> [Goal of the exercise]: Where does the string "React" appear? Copy every line of the entries below that holds it.

[Recorded data]
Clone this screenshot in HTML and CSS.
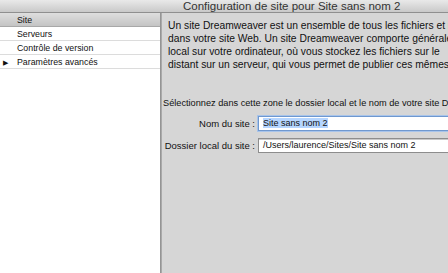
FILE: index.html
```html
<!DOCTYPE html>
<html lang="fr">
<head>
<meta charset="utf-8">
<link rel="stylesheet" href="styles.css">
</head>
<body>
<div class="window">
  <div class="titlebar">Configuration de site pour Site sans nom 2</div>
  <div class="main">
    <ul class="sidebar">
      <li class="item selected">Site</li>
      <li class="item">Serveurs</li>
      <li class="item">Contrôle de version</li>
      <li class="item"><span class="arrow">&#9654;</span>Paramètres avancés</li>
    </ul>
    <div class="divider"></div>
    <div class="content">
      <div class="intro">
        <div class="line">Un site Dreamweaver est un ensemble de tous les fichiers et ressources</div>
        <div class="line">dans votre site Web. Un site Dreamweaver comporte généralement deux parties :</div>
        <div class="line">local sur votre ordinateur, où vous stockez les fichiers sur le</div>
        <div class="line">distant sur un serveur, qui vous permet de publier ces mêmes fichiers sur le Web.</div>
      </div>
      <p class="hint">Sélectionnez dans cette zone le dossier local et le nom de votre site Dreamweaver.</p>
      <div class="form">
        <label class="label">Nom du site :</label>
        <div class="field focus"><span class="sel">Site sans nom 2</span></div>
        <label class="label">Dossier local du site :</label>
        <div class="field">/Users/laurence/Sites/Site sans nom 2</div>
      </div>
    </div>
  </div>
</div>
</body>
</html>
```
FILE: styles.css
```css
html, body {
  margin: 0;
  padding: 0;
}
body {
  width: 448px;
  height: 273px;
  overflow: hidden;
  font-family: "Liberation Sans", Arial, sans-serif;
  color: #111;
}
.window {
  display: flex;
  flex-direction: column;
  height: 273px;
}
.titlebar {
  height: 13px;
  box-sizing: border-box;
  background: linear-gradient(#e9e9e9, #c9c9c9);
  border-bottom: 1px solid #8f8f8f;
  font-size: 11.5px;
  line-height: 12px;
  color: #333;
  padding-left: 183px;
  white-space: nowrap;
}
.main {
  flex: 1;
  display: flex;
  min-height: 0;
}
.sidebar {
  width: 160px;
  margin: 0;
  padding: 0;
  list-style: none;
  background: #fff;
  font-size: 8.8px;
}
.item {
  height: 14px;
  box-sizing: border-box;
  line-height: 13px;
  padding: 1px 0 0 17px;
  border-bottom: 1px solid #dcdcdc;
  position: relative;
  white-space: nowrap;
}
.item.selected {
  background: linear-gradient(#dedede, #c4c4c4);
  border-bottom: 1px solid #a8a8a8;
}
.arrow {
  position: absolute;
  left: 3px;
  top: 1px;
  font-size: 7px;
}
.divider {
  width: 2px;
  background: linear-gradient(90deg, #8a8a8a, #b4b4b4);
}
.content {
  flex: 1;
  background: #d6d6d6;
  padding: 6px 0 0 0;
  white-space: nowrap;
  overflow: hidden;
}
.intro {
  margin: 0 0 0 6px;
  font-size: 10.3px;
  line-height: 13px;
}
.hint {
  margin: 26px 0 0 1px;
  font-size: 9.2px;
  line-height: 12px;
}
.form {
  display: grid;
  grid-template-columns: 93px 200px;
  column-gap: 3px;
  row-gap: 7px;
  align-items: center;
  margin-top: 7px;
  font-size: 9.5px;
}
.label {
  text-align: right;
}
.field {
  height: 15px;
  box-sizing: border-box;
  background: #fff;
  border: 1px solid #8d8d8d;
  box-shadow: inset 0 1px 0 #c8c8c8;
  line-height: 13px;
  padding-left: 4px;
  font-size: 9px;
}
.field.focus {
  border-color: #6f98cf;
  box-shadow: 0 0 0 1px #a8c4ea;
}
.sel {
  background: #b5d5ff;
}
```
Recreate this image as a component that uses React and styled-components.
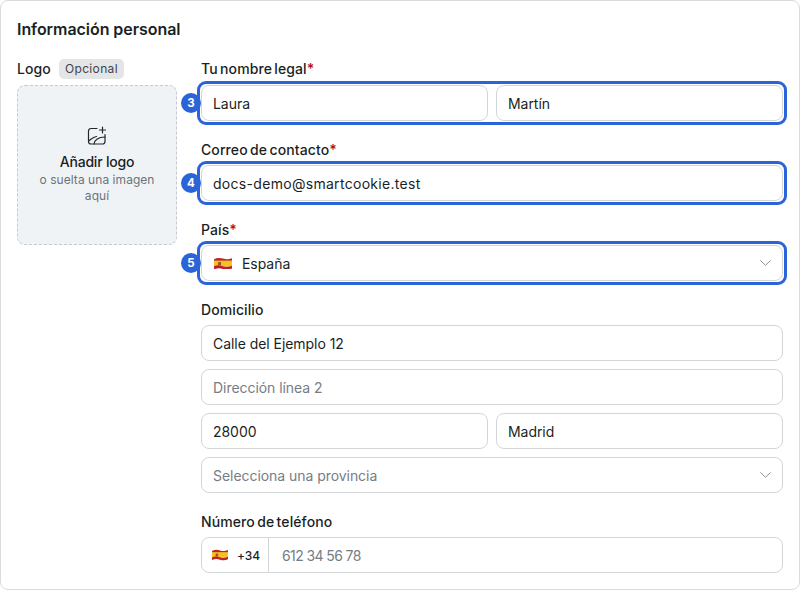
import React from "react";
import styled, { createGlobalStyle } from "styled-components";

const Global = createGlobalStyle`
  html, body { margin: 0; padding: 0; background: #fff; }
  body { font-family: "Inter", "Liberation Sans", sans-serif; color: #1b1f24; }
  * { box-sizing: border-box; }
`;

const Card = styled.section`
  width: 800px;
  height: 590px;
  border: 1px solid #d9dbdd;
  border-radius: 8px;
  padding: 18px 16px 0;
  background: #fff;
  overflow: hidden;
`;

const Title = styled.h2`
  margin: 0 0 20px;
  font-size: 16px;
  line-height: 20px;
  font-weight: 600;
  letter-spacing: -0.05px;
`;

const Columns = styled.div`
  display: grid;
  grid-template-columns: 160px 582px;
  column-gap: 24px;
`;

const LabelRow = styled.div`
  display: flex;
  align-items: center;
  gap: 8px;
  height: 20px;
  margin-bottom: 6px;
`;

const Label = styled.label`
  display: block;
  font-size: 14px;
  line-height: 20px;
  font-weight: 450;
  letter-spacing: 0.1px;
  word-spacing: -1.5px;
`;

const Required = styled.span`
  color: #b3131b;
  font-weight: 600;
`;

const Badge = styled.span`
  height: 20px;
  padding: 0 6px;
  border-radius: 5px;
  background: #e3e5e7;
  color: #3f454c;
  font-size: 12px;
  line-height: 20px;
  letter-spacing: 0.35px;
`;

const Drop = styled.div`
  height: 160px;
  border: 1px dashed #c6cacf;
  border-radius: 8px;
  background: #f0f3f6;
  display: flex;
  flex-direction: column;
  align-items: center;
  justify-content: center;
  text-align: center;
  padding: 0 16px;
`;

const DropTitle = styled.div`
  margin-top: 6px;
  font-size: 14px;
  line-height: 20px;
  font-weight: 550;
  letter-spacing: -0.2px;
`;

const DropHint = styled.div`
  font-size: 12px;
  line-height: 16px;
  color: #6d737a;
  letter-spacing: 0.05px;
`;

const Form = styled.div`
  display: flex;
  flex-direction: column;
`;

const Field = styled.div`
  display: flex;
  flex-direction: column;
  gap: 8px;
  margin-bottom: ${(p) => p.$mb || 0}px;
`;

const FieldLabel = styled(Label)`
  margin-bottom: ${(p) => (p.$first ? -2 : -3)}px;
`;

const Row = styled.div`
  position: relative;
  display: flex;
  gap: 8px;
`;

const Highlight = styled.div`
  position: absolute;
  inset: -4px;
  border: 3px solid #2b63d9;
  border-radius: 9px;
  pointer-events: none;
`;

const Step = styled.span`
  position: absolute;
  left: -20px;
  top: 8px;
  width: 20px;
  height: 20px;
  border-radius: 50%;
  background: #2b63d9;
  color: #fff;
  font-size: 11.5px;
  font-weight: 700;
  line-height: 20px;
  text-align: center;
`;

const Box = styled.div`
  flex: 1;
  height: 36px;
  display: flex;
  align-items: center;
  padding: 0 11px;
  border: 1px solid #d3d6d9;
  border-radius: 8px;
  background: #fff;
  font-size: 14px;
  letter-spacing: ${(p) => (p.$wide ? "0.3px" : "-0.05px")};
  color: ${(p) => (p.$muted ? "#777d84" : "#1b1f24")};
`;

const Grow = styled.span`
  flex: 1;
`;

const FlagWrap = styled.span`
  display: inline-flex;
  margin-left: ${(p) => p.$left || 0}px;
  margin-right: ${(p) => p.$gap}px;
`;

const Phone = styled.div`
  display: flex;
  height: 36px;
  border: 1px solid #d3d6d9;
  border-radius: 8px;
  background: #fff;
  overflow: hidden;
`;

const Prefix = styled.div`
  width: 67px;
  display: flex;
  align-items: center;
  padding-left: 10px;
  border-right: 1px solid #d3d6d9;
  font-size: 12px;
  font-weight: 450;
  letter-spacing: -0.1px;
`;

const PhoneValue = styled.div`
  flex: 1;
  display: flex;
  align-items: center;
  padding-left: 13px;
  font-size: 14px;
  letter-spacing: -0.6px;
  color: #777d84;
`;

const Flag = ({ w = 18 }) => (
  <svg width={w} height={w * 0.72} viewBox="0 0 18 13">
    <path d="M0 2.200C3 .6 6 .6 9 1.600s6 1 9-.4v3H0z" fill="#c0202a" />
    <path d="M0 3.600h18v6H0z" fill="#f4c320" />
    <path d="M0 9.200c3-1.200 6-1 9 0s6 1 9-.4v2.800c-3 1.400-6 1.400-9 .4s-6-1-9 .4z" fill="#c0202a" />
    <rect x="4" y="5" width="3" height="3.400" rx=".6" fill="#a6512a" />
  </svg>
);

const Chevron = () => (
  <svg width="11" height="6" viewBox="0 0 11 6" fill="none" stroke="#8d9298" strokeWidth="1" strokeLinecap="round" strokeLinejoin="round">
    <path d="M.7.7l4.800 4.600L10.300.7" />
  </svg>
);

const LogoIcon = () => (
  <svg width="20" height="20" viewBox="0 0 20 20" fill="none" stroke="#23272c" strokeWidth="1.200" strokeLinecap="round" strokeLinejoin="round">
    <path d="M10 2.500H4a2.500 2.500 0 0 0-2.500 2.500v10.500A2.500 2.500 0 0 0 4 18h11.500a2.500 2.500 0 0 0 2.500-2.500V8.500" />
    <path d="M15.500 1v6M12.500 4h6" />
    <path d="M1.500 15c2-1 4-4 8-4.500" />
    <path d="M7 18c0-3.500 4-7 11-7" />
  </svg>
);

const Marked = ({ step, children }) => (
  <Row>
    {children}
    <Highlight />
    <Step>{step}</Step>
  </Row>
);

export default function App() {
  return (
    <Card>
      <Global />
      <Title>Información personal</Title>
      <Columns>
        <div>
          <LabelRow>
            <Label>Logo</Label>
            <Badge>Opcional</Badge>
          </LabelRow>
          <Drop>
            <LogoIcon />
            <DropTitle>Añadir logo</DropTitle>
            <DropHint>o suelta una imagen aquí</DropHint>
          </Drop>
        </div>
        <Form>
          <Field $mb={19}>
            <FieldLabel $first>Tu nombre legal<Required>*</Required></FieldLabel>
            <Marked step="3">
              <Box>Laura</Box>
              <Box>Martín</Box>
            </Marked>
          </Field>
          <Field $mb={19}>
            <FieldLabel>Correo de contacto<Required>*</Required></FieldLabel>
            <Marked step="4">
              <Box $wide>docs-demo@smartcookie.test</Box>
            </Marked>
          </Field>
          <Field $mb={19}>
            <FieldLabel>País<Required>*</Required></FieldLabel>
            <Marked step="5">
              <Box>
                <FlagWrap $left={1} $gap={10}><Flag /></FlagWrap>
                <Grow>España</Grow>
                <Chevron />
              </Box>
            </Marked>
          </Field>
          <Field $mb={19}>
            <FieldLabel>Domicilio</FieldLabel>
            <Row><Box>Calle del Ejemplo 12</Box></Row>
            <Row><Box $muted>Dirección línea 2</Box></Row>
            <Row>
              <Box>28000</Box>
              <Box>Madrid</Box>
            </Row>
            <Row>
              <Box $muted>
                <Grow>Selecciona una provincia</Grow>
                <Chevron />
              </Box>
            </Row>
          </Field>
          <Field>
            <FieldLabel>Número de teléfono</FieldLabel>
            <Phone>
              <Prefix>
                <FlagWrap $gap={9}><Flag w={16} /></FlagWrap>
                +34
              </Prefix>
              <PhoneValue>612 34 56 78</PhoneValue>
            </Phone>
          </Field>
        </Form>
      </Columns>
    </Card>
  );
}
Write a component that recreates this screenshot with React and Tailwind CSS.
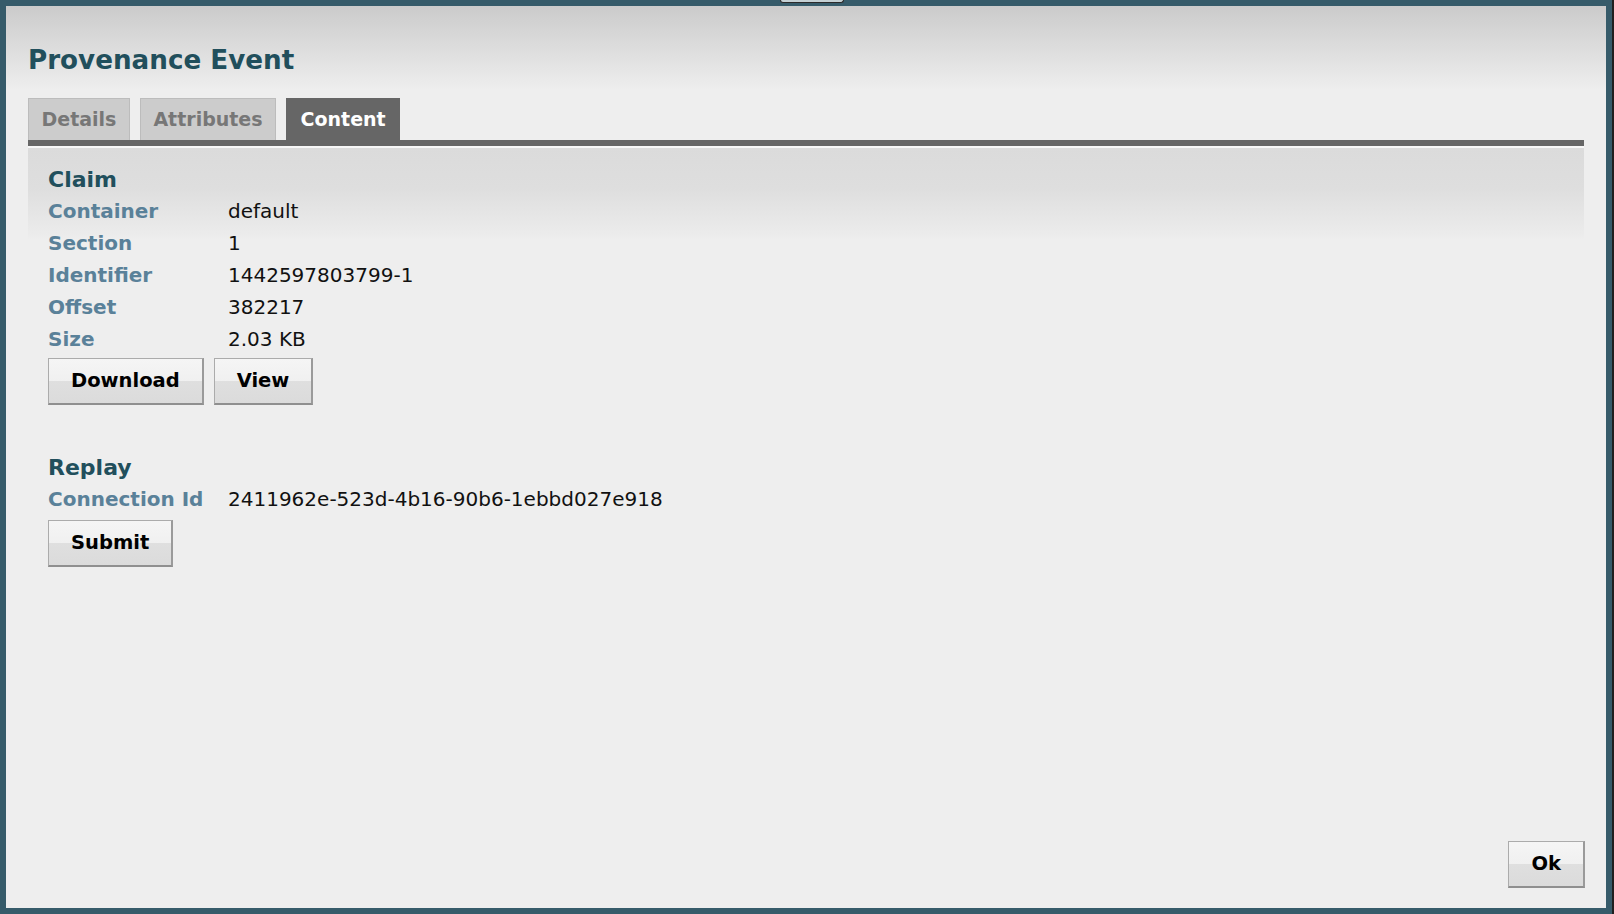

> [Solution for this task]:
Recreate this image as a component that uses React and styled-components.
import React from "react";
Write a component that recreates this screenshot with React and Tailwind CSS.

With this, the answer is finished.